Maybe that’s because Todos Santos is the kind of small town where you see your waiter from the previous night’s dinner in the shop the next morning to get a dropper post looked at, and then again at the grocery in the afternoon. Everyone makes the same rounds, and everyone helps each other out. The pandemic has forced adaptations, of course. “Our original business plan, with a focus on guided tours and rentals, has morphed more into a traditional local bike shop like the one we had in Cave Creek, with more emphasis on sales, parts and maintenance, and customer service,” Ann says. “Even in our little town, interest in cycling is piqued. Like everybody else, we’ve all had to learn COVID protocol and hang tough together. Todos Santos doesn’t fool around, though. We wear our masks!”
Dave and Ann are looking ahead to their fourth full season of mountain biking. They’re fully settled into a routine. Originally they lived just outside of town, but a few years ago they moved into the apartment above the shop. “It’s both a blessing and a curse,” Ann says. “We’re always here, and…we’re always here.” They take time for themselves, though. They don’t open at all on Sunday—it’s a family day for Trino and Alejandro and a riding day for Dave. Ann rides too, just not as obsessively. “It’s his religion,” she says. “It’s why we’re here.” Dave assesses the trails, rides all afternoon, gets good and dirty, and then relaxes in the evening. “If you’re lucky,” Ann says, “you catch last light on the trail, and even see the famous green flash as the sun meets the ocean.”
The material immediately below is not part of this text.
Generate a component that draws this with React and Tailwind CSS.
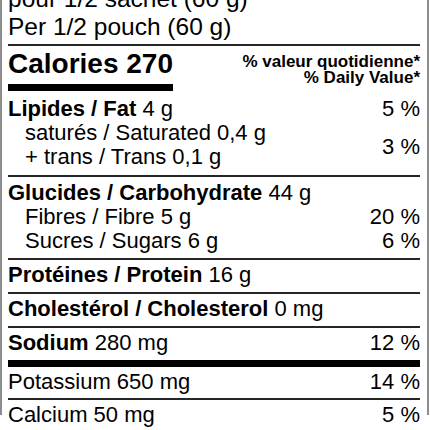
export default function App() {
  const Line = () => <div className="h-[2px] bg-[#262626]" />;
  return (
    <div className="w-[430px] h-[430px] overflow-hidden bg-white">
      <div className="w-[429px] h-[430px] border-l-2 border-r-2 border-[#8c8c8c] pl-[6px] pr-[7px] text-black [font-family:'Liberation_Sans',Arial,sans-serif]">
        <div className="-mt-[15px] text-[24.5px] leading-[28px]">
          <div>pour 1/2 sachet (60 g)</div>
          <div>Per 1/2 pouch (60 g)</div>
        </div>
        <div className="mt-[3px]">
          <Line />
        </div>
        <div className="flex justify-between items-start">
          <div className="pt-[3px]">
            <div className="text-[28px] leading-[30px] font-bold">Calories 270</div>
            <div className="mt-[5px] h-[7px] bg-black" />
          </div>
          <div className="pt-[8px] text-right font-bold text-[17px] leading-[16px]">
            <div>% valeur quotidienne*</div>
            <div>% Daily Value*</div>
          </div>
        </div>
        <div className="text-[22px] leading-[24px]">
          <div className="pt-[6px] pb-[6px]">
            <div className="flex justify-between">
              <span>
                <b>Lipides / Fat</b> 4 g
              </span>
              <span>5 %</span>
            </div>
            <div className="flex justify-between items-center">
              <div className="pl-[17px]">
                <div>saturés / Saturated 0,4 g</div>
                <div>+ trans / Trans 0,1 g</div>
              </div>
              <span className="mt-[4px]">3 %</span>
            </div>
          </div>
          <Line />
          <div className="pt-[4px] pb-[5px]">
            <div>
              <b>Glucides / Carbohydrate</b> 44 g
            </div>
            <div className="flex justify-between">
              <span className="pl-[17px]">Fibres / Fibre 5 g</span>
              <span>20 %</span>
            </div>
            <div className="flex justify-between">
              <span className="pl-[17px]">Sucres / Sugars 6 g</span>
              <span>6 %</span>
            </div>
          </div>
          <Line />
          <div className="pt-[3px] pb-[5px]">
            <b>Protéines / Protein</b> 16 g
          </div>
          <Line />
          <div className="pt-[3px] pb-[5px]">
            <b>Cholestérol / Cholesterol</b> 0 mg
          </div>
          <Line />
          <div className="pt-[3px] pb-[5px] flex justify-between">
            <span>
              <b>Sodium</b> 280 mg
            </span>
            <span>12 %</span>
          </div>
          <div className="h-[7px] bg-black" />
          <div className="pt-[3px] pb-[4px] flex justify-between">
            <span>Potassium 650 mg</span>
            <span>14 %</span>
          </div>
          <Line />
          <div className="pt-[3px] pb-[5px] flex justify-between">
            <span>Calcium 50 mg</span>
            <span>5 %</span>
          </div>
        </div>
      </div>
    </div>
  );
}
That green flash is an optical phenomenon mentioned often in the area. It lasts for just a second when the sun dips below the horizon; the surrounding ocean makes it even more intense. Locals talk about it like an elixir for all worries—a perfect complement to an already-relaxing mountain bike ride.
The shop closes at 4 p.m.; afterward, the crew often rides a few laps of singletrack together. But on a Monday in March at 4:15, Dave answers the phone. “It’s flat flat?” Pause. “Sure, bring it in, I’ll still be here.” Ten minutes later a local strolls in with a hardtail. Dave puts it in the rack and has the tire fixed in a few minutes, all the while chatting about trail conditions. With the doors still open, others trickle in. An older couple, retired teachers from the East Coast, nose around. They end up booking bikes for the next day. Dave asks if they’re familiar with the Trailforks app, the best way to navigate the area. “Just bring water,” Dave says. “We’ve got helmets and accessories.” Everything he rents is set up tubeless—it’s the only way to go, with cactus thorns and sharp rocks on most of the trails.
Another man comes in and asks about road riding. “You can go out and back that way,” Dave says, and points north. “And you can go out and back that way,” pointing south. “But it gets pretty redundant.” Then he tells the guy about the mountain biking trails, like he’s letting him in on a secret. And he is. The desert foliage is such that if you look out at the hills from the dirt roads, you would never know about the maze of singletrack. You really can’t even see it until you’re right there in it.
As sunset approaches on my ride, colors enhance the trails. Everything gets pink-gold. I descend the Old Road to La Paz, a jeep path that leads back to the main road into town. It requires attention—the dirt is rutted and rocky—but it isn’t as intense as the singletrack. I stop for a while to catch last light, and I can smell dinner starting in the homes closer to the beach. Maybe I’m tired and a bit dehydrated, but I swear I see the green flash as the sun meets the Pacific. A firework that’s there for just a blink and then gone. I’m done for the day, just going through the motions of pedaling. My body is ready to be off the bike, but a big part of me wants this ride never to end.